Bruno Jeudy : Dans la catégorie des quadras, Bruno Lemaire est l'une des personnalités les plus à même de porter un programme ; il est d'ailleurs déjà en train d'en esquisser un pour l'UMP, avant d'un bâtir éventuellement un pour une candidature à la présidentielle. Son fil conducteur transparaît à travers son slogan :  "Bruno, c'est le renouveau". On retrouve un certain côté de Jacques Chirac chez Bruno Le Maire qui essaie de miser sur un programme, tout en essayant de se faire connaître des Français puisqu'il est le plus jeune dans la catégorie des présidentiables. Il s'appiue également sur le Think-tank la Boîte à idée comme Alain Juppé, et jouit de son réseau d'élu actifs, doublé d'une équipe efficace. Il souffre d'un certain déficit de charisme, celui-ci ayant notamment vécu pendant longtemps dans l'ombre de Dominique de Villepin en tant que directeur de cabinet, conseiller, ministre de plusieurs portefeuilles, etc.

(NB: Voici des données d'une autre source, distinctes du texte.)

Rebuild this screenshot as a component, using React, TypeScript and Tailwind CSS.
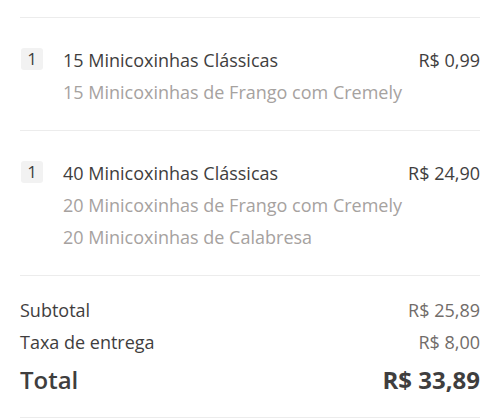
import { FC } from "react";

type Item = { qty: number; name: string; price: string; details: string[] };

const items: Item[] = [
  {
    qty: 1,
    name: "15 Minicoxinhas Clássicas",
    price: "R$ 0,99",
    details: ["15 Minicoxinhas de Frango com Cremely"],
  },
  {
    qty: 1,
    name: "40 Minicoxinhas Clássicas",
    price: "R$ 24,90",
    details: ["20 Minicoxinhas de Frango com Cremely", "20 Minicoxinhas de Calabresa"],
  },
];

const OrderItem: FC<{ item: Item }> = ({ item }) => (
  <div className="flex border-b border-[#ececec] pt-[26px] pb-[22px]">
    <div className="w-[43px] shrink-0 pt-[4px] pl-px">
      <span className="flex h-[22px] w-[22px] items-center justify-center rounded-[3px] bg-[#f2f2f2] text-[17px] font-medium text-[#3f3e3e]">
        {item.qty}
      </span>
    </div>
    <div className="flex-1">
      <div className="flex justify-between text-[18px] leading-[32px] text-[#3f3e3e]">
        <span>{item.name}</span>
        <span>{item.price}</span>
      </div>
      {item.details.map((d) => (
        <div key={d} className="text-[18px] leading-[32px] text-[#a6a29f]">
          {d}
        </div>
      ))}
    </div>
  </div>
);

export default function App() {
  return (
    <div className="h-[420px] overflow-hidden bg-white px-5 font-['Open_Sans',sans-serif]">
      <div className="mt-[17px] border-t border-[#ececec]">
        {items.map((it) => (
          <OrderItem key={it.name} item={it} />
        ))}
        <div className="border-b border-[#ececec] pt-[18px] pb-[17px]">
          <div className="flex justify-between text-[18px] leading-[32px] text-[#3f3e3e]">
            <span>Subtotal</span>
            <span className="text-[#716c69]">R$ 25,89</span>
          </div>
          <div className="flex justify-between text-[18px] leading-[32px] text-[#3f3e3e]">
            <span>Taxa de entrega</span>
            <span className="text-[#716c69]">R$ 8,00</span>
          </div>
          <div className="mt-[2px] flex justify-between text-[24px] font-semibold leading-[40px] text-[#3f3e3e]">
            <span>Total</span>
            <span className="font-bold">R$ 33,89</span>
          </div>
        </div>
      </div>
    </div>
  );
}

On sent cependant qu'il est prometteur par son style un peu à la Chirac, par certains gestes qui lui permettent de se faire connaître comme le fait de démissionner de la Haute fonction publique, ou bien de coller à l'air du temps en se montrant favorable à l'interdiction du cumul des mandats, voire en s'abstenant sur le mariage pour tous, ce qui est beaucoup plus contestable à droite. 

Xavier Bertrand

Bruno Jeudy : Xavier Bertrand est celui qui, à mon avis, est le plus à même de porter un programme parmi la jeune génération. Il est extrêmement bien organisé comme en témoigne notamment sonc club politique.  Xavier Betrand est un adepte de la politique par la preuve, adoptant ainsi une position très concrète de la politique. Son point fort sera sa capacité à mettre au point un programme qui respectera l'ensemble du cahier des charges qu'on attend précisément d'un programme. Il a commencé d'ailleurs à travailler sur des thèmes, comme celui de l'Europe ou de l'éducation. En revanche, je pense que Xavier Bertrand souffre d'un problème de notoriété et de leadership. Il a son propre club politique, le Think tank La manufacture, et un réseau de parlementaires très fidèles, et jeunes, comme Gérald Darmanin, ou encore Arneau Robinzet. Il a beaucoup travaillé les questions régalienne avec une sortie remarquée au printemps en matière de Défense.